_SET TASK_
Return all lines where the word "this" can be found.

_DATA EXCERPT_

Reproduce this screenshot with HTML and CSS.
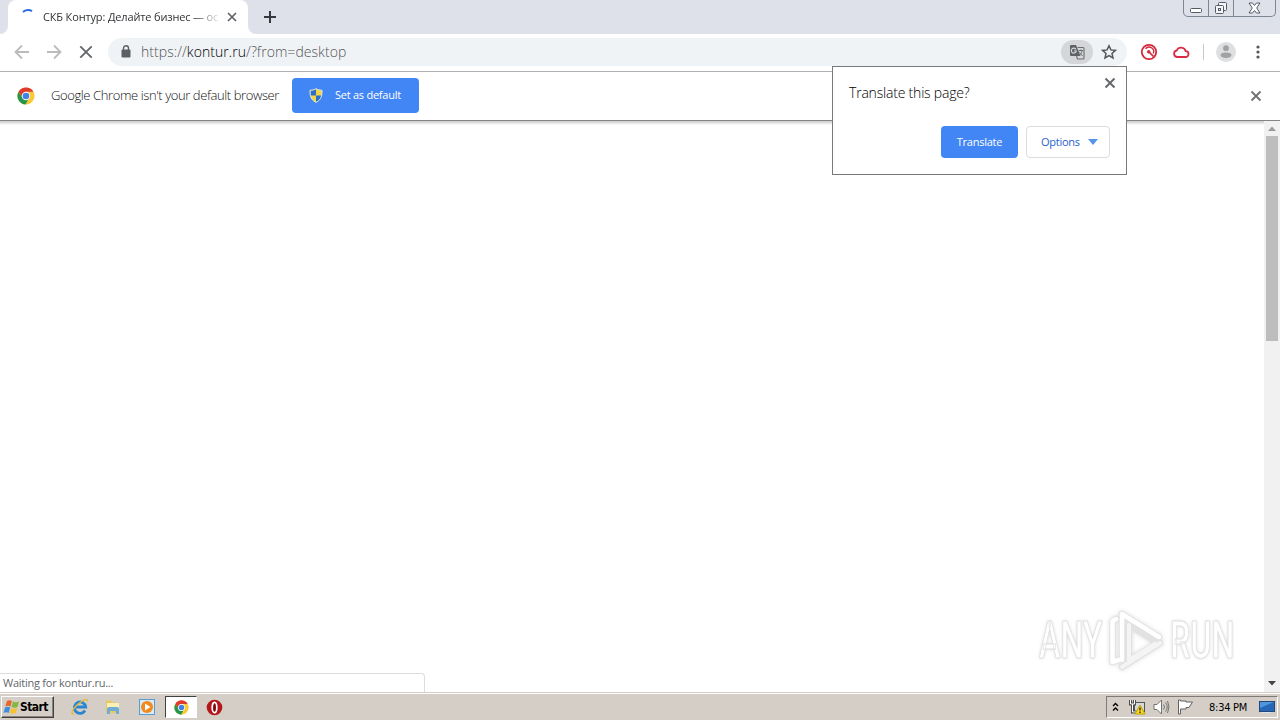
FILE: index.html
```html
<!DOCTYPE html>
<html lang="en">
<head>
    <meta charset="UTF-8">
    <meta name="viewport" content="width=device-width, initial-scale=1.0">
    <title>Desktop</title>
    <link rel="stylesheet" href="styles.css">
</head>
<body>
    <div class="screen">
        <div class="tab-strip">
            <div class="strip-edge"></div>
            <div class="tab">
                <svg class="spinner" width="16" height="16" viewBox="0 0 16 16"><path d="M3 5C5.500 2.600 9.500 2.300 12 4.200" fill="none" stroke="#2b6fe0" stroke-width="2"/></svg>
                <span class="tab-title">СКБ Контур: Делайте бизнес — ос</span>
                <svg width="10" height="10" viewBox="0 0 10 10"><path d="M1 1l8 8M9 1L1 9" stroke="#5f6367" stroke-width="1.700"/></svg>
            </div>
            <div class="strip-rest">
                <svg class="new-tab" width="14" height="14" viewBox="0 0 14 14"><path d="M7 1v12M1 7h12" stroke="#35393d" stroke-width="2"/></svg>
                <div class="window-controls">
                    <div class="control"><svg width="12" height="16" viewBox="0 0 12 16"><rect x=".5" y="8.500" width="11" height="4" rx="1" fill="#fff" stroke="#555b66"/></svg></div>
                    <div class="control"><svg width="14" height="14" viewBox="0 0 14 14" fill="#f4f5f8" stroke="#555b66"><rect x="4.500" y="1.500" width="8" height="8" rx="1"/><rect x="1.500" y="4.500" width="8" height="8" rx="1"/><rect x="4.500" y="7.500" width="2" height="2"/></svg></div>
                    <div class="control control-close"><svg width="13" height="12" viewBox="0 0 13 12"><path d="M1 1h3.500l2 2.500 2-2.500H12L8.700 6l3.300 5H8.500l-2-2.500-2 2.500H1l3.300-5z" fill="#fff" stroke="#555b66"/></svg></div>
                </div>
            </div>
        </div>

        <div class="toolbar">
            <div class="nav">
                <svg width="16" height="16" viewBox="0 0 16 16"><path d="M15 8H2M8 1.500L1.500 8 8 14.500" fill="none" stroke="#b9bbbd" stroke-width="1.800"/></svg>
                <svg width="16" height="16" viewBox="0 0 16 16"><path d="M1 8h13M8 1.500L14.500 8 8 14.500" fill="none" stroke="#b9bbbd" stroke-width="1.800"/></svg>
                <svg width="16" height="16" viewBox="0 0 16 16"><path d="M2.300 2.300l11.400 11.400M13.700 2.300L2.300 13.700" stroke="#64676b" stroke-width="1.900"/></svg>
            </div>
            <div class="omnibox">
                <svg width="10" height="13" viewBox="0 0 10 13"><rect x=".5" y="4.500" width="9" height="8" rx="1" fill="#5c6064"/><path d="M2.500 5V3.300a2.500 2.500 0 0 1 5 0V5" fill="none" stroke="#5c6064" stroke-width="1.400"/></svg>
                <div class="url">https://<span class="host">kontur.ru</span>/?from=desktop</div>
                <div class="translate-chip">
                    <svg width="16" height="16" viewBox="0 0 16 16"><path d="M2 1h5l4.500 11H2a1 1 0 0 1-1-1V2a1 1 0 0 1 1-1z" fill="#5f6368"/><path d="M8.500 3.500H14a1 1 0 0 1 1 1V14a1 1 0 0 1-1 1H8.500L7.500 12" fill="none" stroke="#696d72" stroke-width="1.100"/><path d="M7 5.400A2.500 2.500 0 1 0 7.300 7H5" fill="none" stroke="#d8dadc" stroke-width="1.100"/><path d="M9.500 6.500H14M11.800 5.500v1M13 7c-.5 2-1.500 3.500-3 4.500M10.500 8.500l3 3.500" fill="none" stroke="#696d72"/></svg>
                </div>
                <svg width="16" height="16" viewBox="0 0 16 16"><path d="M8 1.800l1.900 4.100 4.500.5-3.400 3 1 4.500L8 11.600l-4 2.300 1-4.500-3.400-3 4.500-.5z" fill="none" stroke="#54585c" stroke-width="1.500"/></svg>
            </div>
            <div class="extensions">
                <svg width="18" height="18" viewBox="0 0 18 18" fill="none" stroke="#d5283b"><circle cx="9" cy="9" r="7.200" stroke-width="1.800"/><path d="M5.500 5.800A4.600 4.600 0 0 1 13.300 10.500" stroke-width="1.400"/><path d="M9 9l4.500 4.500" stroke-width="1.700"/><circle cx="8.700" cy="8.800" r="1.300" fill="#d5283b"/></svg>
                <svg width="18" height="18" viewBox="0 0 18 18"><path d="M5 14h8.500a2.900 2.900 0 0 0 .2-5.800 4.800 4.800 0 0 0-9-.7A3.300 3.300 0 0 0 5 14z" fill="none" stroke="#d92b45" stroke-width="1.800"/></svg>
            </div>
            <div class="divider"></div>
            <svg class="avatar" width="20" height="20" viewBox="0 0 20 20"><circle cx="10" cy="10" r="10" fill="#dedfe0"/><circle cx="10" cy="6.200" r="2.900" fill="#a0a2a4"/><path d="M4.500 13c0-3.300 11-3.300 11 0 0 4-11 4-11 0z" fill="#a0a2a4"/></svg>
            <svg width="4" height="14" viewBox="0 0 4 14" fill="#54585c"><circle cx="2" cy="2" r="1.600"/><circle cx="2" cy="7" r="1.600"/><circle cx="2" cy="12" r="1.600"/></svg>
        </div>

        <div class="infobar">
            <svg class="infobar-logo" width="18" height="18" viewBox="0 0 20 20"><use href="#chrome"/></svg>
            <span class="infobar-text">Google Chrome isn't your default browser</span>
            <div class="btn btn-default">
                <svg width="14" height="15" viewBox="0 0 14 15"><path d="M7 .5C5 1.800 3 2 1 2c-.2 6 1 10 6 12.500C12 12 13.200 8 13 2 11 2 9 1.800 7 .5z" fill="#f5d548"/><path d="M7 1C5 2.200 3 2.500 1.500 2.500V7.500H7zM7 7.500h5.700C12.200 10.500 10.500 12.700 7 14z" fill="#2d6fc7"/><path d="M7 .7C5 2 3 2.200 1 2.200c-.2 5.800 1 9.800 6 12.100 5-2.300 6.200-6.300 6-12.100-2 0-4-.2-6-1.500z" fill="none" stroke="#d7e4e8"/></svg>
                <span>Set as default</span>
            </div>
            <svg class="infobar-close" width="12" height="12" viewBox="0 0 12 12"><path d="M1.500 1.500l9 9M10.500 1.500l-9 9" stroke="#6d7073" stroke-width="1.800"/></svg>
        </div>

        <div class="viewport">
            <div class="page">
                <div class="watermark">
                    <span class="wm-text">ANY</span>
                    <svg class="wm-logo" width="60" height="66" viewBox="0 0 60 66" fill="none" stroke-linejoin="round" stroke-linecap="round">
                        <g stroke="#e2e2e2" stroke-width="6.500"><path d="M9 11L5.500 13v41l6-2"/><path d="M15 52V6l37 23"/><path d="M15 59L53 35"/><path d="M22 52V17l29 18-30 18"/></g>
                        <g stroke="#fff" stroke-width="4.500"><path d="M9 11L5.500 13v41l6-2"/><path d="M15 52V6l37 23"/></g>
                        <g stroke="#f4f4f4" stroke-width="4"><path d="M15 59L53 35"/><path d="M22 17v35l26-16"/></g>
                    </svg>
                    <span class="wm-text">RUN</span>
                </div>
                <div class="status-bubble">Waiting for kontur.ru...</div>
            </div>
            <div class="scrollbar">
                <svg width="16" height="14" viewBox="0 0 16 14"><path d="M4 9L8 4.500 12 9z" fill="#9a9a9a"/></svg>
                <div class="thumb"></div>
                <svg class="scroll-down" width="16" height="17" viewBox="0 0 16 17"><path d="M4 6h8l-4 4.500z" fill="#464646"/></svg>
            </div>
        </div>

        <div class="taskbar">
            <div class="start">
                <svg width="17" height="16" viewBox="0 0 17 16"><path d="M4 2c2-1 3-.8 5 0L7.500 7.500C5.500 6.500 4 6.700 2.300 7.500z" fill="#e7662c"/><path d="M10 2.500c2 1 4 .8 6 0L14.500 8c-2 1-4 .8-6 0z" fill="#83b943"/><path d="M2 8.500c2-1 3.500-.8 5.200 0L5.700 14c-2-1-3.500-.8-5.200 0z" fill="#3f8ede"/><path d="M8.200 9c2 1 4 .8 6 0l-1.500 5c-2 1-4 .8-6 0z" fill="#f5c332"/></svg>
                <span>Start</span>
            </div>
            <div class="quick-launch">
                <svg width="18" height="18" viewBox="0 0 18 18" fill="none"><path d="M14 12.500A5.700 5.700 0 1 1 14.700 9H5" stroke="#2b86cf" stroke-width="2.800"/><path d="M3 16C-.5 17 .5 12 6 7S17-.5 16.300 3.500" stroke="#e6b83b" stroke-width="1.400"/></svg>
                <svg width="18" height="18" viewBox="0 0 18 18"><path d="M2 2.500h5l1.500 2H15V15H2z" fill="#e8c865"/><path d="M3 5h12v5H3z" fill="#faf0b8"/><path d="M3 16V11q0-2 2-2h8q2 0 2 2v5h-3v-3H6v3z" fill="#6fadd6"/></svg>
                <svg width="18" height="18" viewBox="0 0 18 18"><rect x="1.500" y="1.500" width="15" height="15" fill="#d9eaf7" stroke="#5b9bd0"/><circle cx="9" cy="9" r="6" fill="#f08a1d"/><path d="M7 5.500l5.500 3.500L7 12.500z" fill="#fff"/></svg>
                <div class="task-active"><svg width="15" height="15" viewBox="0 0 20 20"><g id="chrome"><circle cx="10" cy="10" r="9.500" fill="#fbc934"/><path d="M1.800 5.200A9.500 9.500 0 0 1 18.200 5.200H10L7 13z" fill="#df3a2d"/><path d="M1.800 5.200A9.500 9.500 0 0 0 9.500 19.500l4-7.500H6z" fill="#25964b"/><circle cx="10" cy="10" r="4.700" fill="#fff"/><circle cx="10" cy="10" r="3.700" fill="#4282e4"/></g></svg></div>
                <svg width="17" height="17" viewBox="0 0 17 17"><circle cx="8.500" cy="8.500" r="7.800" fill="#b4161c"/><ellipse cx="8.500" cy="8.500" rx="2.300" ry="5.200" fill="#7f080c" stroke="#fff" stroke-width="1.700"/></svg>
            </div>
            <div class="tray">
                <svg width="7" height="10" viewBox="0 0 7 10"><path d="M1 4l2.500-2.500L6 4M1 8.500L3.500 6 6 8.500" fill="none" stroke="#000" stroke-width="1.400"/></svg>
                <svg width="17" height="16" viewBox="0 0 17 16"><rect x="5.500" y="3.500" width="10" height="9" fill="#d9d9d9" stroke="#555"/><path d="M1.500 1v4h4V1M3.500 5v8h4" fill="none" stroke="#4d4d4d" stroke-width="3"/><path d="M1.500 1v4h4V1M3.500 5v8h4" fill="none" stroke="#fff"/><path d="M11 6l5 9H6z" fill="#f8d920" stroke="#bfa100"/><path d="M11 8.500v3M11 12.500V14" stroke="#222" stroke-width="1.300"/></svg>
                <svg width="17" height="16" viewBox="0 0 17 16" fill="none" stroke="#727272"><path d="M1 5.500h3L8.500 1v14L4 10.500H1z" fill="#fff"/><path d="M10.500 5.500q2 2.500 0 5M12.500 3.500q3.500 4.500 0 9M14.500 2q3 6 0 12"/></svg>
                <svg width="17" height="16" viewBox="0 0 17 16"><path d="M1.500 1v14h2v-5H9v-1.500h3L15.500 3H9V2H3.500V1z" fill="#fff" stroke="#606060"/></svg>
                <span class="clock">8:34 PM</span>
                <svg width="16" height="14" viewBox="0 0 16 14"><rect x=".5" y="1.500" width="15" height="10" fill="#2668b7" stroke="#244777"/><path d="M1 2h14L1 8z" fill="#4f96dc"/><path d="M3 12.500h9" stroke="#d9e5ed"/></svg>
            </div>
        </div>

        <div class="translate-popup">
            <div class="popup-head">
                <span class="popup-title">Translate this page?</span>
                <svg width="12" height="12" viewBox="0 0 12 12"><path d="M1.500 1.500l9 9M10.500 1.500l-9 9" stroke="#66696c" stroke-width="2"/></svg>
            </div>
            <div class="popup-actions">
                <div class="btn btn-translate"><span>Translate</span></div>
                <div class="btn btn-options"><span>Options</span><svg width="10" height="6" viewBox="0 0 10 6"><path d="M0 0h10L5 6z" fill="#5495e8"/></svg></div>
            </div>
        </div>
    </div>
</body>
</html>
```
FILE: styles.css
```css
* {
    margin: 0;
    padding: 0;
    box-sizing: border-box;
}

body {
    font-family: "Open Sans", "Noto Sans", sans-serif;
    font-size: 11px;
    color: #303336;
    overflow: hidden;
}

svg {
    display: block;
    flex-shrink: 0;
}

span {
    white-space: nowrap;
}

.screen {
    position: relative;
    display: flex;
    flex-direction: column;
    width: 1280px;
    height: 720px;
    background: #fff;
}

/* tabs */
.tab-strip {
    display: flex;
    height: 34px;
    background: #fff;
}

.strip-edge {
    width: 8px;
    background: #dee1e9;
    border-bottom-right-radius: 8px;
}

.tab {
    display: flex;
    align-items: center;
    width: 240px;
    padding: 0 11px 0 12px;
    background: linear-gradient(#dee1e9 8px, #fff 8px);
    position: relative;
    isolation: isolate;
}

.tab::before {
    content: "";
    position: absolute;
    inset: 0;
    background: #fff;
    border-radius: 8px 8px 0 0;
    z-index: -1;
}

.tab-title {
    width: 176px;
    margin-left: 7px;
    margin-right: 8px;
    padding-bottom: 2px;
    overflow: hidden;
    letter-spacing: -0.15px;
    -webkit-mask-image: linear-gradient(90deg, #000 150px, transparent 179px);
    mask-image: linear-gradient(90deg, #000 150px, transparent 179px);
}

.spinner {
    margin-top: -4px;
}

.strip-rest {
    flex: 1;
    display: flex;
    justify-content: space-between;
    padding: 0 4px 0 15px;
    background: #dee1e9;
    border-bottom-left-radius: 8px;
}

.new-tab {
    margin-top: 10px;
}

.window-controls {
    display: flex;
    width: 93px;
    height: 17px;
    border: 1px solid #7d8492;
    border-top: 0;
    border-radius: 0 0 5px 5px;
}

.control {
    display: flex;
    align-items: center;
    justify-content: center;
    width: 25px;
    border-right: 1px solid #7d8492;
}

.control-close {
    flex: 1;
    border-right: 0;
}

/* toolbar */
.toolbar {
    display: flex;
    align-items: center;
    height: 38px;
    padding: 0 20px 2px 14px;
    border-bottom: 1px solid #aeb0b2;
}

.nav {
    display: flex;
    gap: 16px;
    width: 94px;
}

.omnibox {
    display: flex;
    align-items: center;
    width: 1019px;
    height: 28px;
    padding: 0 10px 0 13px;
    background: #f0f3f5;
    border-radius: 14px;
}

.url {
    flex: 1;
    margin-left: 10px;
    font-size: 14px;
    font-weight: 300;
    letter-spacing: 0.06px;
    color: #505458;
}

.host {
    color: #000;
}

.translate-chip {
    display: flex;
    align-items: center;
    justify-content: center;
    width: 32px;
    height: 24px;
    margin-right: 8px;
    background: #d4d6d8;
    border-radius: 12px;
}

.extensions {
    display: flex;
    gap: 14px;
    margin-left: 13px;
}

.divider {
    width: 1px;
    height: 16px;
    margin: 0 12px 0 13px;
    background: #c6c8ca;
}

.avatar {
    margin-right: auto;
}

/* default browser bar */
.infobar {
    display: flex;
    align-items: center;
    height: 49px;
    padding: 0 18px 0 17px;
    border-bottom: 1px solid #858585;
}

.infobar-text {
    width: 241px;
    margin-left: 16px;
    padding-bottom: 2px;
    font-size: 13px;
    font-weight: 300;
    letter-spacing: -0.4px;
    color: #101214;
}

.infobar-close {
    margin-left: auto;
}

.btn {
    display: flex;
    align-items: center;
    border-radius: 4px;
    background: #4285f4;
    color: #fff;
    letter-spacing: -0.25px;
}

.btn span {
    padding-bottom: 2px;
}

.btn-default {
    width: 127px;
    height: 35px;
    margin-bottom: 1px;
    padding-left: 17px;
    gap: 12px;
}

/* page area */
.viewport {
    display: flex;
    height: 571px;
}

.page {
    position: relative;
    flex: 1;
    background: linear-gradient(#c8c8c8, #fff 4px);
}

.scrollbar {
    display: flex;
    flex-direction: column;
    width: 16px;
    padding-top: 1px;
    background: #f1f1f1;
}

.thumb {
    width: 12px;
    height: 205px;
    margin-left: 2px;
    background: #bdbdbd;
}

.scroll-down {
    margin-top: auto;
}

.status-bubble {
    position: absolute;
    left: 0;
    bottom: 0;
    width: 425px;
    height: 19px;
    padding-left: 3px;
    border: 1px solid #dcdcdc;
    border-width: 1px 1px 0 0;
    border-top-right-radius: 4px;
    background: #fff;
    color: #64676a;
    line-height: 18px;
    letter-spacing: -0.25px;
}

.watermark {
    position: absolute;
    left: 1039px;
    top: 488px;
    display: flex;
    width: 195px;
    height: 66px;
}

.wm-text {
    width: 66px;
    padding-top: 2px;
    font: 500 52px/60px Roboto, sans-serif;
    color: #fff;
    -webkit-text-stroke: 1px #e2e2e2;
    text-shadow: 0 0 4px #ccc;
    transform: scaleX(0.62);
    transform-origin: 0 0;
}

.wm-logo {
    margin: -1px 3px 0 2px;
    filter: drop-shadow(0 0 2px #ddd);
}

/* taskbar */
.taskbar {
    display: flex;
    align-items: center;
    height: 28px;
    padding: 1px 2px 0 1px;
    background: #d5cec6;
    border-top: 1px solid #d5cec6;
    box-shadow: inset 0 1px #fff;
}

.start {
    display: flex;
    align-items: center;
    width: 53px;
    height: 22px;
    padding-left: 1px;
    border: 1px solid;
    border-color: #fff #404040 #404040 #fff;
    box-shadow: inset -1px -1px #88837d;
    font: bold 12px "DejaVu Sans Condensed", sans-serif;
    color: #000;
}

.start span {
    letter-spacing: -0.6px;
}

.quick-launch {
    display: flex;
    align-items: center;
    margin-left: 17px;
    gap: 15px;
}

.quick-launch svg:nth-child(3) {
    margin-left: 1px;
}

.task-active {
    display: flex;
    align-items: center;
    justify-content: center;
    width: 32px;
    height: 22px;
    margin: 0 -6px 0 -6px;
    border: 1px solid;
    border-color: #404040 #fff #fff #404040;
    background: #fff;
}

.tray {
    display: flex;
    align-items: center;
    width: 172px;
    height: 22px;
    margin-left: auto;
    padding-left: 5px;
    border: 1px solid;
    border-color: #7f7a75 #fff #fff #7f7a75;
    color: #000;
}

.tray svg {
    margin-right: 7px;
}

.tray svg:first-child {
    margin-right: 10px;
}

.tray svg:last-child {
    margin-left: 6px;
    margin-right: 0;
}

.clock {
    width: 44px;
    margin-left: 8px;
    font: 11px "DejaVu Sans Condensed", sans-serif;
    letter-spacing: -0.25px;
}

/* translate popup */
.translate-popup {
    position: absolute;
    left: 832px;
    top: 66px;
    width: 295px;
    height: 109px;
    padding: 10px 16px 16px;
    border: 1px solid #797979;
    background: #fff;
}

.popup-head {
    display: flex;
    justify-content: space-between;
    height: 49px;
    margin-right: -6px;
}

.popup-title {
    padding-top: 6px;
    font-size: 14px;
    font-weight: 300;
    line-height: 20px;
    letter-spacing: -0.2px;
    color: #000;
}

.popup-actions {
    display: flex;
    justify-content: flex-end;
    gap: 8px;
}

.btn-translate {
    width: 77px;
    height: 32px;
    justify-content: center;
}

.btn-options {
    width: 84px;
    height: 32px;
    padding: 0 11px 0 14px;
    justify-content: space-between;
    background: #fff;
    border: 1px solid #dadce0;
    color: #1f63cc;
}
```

_OUTPUT_
Reproduce this screenshot with HTML and CSS.
                <span class="popup-title">Translate this page?</span>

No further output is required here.